(Stored items from a collection)
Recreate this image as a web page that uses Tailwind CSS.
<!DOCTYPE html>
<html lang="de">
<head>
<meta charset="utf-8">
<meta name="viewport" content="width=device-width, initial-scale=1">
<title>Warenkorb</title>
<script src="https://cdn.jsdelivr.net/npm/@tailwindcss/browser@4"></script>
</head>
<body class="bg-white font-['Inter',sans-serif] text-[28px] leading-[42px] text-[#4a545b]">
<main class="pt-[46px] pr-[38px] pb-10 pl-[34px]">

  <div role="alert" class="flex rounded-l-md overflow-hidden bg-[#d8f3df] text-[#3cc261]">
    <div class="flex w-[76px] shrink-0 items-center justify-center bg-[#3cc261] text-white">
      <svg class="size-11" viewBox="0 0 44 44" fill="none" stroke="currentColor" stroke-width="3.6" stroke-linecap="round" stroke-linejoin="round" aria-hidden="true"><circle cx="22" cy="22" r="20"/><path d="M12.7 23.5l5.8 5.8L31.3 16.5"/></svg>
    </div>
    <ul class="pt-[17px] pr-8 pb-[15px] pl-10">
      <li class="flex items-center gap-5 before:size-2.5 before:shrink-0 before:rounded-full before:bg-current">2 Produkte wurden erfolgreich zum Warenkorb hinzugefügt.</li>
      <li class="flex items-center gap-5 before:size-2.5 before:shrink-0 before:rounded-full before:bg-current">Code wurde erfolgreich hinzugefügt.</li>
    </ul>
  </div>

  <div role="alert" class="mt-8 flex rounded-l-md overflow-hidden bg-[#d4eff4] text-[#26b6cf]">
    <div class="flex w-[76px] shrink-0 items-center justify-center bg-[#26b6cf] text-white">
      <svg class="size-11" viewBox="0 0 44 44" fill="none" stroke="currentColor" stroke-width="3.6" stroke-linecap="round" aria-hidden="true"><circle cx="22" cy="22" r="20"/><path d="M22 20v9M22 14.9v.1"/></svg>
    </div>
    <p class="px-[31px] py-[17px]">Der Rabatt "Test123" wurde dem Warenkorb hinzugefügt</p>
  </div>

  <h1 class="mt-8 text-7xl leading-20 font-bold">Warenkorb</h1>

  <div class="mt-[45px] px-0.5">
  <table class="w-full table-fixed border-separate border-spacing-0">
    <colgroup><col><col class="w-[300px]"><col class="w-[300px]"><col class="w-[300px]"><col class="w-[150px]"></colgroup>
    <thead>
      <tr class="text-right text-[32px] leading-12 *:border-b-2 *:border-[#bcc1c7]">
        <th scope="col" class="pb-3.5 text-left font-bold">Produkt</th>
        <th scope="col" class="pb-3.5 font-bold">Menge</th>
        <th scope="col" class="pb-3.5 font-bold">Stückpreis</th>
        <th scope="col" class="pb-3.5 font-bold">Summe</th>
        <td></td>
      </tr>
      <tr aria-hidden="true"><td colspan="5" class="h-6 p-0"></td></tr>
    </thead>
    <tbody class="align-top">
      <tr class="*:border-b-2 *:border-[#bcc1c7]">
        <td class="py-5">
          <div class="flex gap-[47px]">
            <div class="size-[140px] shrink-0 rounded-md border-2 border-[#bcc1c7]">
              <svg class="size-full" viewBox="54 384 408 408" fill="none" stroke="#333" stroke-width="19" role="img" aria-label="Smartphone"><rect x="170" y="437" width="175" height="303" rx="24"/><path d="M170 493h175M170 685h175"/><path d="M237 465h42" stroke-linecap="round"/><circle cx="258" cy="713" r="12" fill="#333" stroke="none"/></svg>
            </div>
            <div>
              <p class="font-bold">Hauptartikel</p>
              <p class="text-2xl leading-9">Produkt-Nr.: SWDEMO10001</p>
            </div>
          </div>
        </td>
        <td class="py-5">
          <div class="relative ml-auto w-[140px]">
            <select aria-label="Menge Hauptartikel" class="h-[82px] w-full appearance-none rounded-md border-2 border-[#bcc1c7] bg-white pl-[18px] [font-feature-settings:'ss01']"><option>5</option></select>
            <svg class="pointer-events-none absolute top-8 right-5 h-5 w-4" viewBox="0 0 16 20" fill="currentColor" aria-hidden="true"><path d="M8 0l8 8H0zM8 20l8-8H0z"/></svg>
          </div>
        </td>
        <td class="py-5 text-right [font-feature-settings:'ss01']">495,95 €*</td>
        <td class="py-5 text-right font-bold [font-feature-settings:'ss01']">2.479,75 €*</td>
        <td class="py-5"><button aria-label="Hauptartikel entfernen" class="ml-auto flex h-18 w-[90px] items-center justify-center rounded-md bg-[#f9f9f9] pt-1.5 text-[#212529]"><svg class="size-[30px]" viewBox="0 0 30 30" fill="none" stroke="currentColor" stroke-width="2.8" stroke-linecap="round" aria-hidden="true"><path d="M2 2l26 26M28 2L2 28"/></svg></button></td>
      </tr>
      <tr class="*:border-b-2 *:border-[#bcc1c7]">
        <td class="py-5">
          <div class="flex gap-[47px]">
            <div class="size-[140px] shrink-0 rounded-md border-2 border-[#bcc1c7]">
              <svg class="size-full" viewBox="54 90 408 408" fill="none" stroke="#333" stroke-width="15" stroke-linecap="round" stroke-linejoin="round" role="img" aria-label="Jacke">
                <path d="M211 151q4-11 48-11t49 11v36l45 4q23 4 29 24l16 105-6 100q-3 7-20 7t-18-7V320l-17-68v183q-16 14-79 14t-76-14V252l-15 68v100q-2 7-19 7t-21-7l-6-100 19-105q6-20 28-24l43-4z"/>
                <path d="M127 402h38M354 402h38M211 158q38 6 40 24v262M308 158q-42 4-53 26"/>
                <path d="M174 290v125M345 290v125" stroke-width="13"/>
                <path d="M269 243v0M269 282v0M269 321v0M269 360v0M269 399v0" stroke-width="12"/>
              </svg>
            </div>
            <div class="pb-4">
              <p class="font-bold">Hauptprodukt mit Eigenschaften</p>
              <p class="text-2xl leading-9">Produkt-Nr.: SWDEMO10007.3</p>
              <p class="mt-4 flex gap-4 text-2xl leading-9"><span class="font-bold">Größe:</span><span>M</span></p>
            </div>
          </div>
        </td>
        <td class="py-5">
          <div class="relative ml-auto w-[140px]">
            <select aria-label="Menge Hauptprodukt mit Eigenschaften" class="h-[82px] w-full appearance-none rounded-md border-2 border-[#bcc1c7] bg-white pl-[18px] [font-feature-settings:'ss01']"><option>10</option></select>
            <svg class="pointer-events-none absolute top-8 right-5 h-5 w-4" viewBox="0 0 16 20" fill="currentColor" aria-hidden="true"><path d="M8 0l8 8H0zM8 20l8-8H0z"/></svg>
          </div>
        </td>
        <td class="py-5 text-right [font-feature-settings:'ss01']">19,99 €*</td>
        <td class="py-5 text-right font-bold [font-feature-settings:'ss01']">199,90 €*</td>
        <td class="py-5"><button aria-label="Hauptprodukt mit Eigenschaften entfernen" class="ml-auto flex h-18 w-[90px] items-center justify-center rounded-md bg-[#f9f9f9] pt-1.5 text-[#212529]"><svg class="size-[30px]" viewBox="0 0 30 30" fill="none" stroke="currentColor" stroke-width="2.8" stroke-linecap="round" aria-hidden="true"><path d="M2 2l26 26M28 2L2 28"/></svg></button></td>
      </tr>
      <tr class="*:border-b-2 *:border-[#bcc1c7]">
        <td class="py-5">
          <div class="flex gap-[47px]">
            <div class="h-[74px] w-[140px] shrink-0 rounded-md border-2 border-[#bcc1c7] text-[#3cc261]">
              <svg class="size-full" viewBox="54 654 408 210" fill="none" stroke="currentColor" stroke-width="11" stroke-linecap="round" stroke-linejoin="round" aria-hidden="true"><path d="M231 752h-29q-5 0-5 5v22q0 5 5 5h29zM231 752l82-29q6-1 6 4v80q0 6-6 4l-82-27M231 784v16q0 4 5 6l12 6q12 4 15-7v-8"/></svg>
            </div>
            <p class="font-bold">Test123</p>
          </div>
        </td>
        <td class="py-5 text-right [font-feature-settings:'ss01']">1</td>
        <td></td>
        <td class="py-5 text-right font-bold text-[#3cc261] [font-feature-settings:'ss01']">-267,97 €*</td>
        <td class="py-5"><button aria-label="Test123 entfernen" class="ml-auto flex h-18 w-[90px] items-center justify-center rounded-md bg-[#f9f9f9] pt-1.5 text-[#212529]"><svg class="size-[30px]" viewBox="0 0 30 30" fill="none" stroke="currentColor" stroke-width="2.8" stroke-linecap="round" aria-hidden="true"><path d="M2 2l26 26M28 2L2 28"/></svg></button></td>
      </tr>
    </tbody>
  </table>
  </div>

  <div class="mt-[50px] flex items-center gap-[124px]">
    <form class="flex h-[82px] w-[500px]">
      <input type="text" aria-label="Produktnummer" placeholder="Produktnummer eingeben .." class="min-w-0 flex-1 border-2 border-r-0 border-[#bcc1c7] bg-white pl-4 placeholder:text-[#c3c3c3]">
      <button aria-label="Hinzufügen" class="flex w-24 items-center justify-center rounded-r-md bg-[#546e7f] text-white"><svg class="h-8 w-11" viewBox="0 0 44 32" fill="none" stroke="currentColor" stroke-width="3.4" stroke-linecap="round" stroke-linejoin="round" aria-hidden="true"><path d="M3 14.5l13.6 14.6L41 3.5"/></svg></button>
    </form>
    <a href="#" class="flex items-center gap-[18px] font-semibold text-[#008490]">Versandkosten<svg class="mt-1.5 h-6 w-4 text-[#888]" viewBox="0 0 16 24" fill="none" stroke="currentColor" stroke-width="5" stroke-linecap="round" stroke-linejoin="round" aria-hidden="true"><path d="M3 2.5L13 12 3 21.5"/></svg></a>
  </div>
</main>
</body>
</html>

==

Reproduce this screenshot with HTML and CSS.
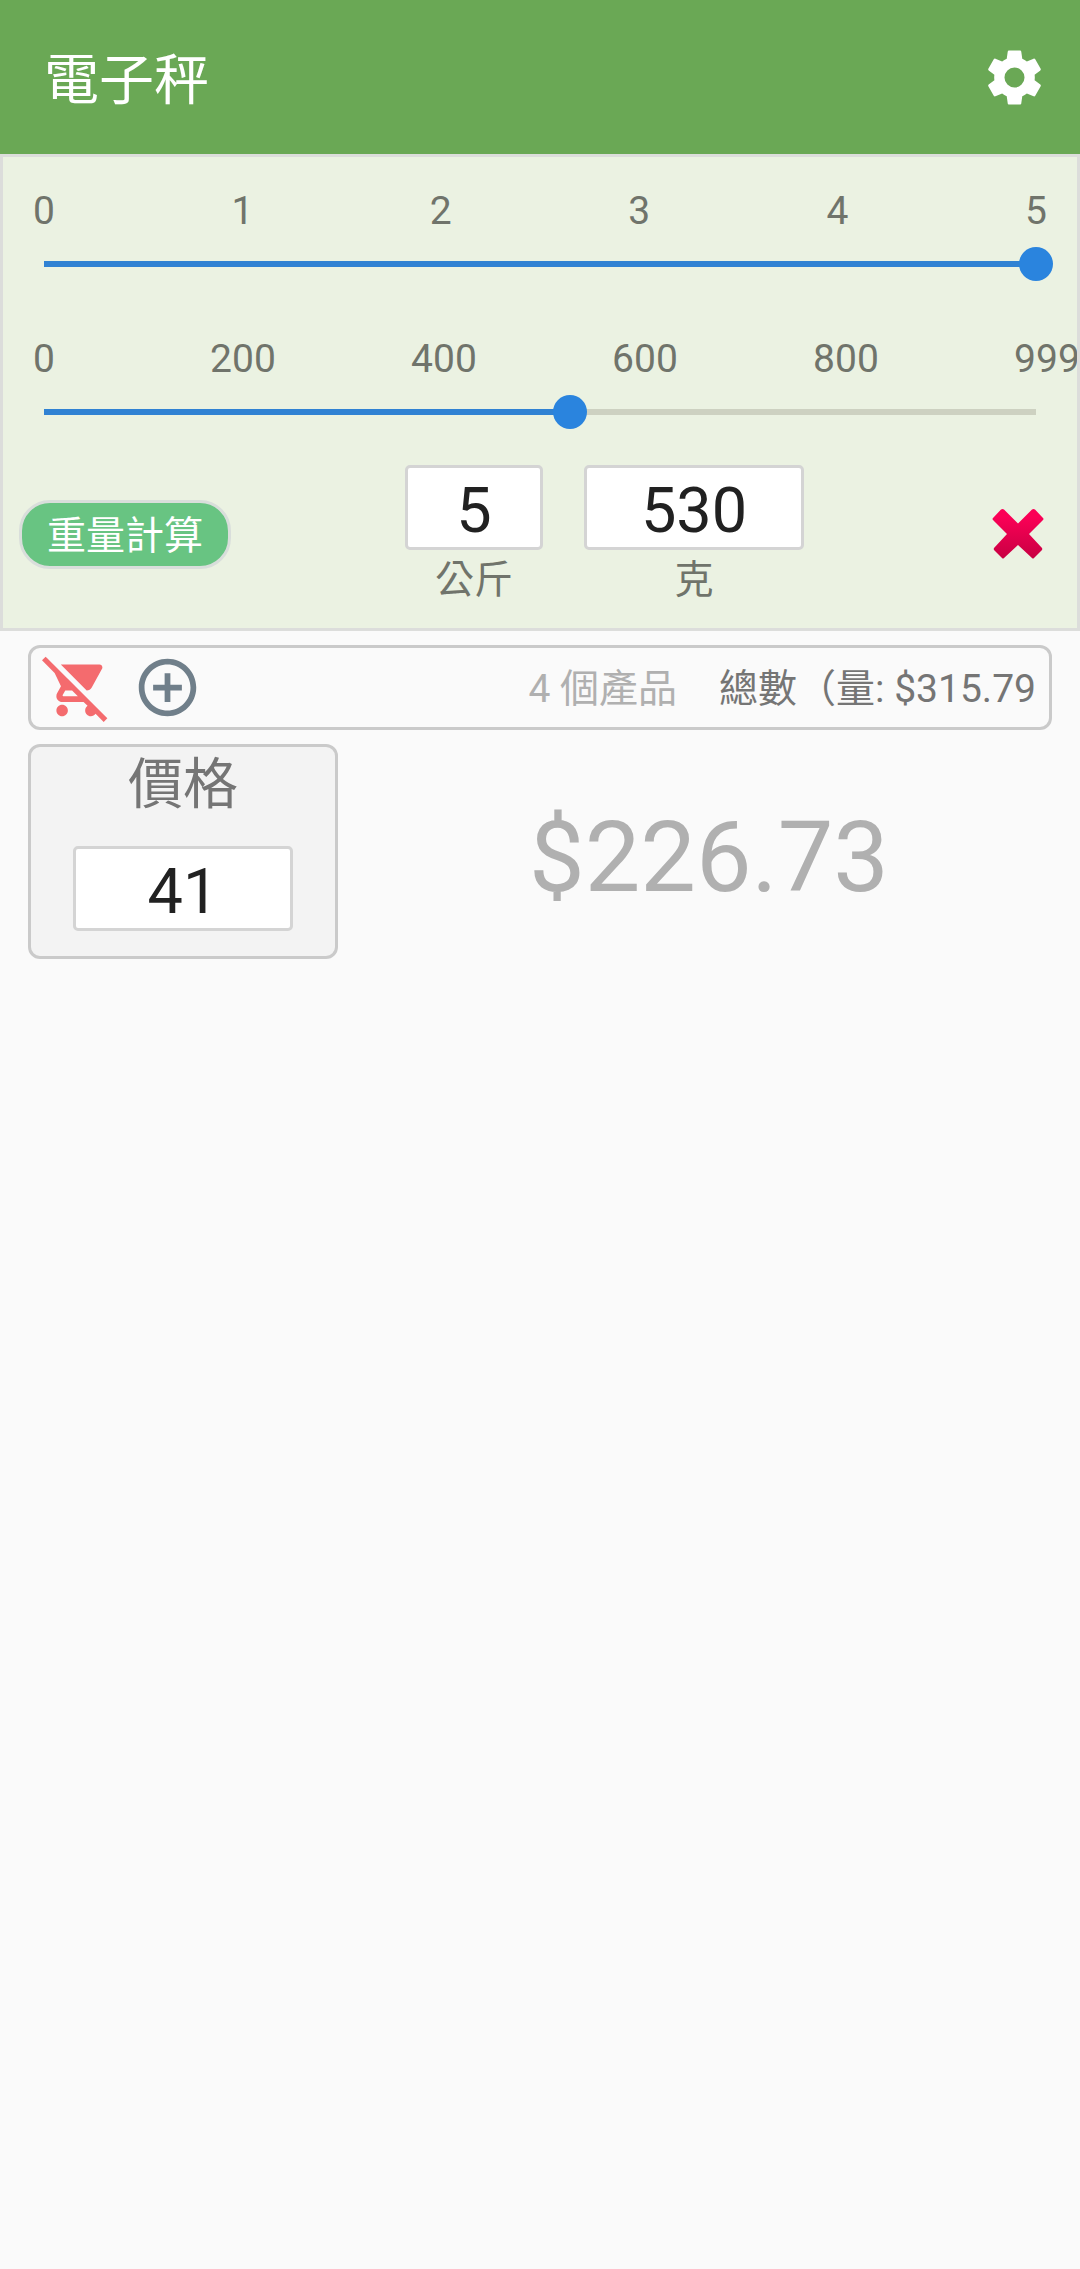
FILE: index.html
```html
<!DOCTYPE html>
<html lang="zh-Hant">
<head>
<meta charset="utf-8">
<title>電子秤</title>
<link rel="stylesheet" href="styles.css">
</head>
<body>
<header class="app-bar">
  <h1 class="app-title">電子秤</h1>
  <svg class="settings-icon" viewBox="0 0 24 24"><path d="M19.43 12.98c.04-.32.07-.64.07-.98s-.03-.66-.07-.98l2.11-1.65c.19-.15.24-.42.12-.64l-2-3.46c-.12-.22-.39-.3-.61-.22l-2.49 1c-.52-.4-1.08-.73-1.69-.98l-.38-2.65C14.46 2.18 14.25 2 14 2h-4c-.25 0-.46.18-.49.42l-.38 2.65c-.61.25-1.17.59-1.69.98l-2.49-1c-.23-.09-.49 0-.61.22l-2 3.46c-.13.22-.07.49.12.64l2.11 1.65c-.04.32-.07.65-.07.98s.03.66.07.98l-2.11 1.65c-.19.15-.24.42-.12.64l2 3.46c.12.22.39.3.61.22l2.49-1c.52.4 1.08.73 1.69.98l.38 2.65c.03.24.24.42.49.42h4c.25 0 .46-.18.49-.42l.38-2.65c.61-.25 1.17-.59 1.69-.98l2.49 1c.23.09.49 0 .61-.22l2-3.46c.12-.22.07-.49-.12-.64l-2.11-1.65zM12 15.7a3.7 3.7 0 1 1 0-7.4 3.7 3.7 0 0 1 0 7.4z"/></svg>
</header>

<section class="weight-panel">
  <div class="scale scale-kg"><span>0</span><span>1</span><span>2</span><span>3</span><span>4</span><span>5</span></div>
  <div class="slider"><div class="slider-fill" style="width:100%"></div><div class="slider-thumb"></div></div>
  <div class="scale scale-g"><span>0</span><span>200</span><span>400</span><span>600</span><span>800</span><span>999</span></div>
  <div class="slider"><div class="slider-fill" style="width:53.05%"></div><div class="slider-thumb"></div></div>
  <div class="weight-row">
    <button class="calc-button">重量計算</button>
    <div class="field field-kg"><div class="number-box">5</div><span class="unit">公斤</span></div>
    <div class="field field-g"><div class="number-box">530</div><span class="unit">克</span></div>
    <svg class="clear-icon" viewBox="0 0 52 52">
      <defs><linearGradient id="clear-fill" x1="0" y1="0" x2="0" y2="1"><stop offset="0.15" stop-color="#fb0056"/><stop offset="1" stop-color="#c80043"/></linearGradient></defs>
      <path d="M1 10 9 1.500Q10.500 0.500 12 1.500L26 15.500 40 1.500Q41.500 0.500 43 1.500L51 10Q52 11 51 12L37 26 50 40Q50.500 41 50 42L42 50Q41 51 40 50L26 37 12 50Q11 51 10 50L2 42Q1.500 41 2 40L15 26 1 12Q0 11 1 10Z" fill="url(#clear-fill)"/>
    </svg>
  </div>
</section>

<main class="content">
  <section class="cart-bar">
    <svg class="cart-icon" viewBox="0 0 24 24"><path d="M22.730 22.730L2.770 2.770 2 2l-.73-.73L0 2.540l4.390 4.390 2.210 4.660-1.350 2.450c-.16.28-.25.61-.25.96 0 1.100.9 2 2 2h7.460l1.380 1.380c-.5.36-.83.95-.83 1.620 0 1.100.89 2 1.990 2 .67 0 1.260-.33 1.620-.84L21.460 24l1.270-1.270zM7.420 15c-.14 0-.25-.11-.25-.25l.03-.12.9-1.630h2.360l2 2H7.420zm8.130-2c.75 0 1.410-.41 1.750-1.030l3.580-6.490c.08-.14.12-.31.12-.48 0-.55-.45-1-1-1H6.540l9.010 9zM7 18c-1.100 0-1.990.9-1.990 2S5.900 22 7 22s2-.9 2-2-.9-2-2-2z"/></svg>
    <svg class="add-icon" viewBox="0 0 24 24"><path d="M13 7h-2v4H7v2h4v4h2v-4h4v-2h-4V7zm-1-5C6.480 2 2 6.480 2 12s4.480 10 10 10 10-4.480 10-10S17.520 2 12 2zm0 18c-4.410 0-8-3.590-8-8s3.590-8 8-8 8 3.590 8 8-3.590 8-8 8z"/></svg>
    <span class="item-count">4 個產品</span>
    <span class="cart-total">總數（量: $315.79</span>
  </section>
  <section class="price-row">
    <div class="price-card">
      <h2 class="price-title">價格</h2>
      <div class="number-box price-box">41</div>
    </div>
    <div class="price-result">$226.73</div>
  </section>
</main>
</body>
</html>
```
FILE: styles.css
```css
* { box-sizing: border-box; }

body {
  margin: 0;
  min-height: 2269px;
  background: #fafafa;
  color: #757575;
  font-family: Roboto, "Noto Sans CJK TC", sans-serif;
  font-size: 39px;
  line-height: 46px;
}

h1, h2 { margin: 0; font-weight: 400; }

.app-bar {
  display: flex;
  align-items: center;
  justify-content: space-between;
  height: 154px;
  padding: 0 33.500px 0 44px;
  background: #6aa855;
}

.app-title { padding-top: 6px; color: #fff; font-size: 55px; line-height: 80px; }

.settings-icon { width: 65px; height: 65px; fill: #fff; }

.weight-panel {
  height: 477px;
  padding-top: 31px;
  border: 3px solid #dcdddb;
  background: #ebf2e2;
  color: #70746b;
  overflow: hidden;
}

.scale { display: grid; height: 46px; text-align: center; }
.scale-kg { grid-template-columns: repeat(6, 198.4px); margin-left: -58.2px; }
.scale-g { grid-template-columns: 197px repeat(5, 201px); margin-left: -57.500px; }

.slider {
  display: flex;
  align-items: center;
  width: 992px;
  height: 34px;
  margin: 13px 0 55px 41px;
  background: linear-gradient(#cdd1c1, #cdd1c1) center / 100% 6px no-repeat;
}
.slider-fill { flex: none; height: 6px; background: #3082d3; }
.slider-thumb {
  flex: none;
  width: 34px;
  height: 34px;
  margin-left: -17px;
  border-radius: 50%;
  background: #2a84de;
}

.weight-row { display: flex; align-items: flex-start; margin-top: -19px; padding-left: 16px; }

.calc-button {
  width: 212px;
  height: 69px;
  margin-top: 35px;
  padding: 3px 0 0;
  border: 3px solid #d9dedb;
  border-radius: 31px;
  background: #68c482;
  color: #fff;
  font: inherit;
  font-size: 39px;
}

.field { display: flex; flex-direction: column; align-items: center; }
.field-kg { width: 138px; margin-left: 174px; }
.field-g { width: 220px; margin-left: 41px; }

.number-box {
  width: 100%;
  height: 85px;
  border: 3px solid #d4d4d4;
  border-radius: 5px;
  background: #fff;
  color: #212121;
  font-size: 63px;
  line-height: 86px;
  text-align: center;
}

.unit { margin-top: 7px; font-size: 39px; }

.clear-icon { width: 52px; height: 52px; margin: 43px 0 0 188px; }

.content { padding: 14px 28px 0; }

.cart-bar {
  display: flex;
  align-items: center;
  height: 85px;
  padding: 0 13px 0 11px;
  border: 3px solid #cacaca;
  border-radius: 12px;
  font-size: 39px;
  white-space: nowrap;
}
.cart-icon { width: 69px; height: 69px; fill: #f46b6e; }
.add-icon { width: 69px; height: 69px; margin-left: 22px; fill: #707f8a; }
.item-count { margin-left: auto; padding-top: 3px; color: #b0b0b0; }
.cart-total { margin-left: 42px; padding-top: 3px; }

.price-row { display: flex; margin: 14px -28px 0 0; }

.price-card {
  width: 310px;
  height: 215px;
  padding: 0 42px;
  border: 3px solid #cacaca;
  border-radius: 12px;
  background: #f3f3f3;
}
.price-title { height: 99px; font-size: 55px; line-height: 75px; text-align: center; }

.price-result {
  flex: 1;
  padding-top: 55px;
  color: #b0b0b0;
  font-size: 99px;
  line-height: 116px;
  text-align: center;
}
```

_What is asked:_ List the lines of the material in which the word "this" occurs.

_Completed exercise:_
Recreate this image as a web page that uses Tailwind CSS.
Reproduce this screenshot with HTML and CSS.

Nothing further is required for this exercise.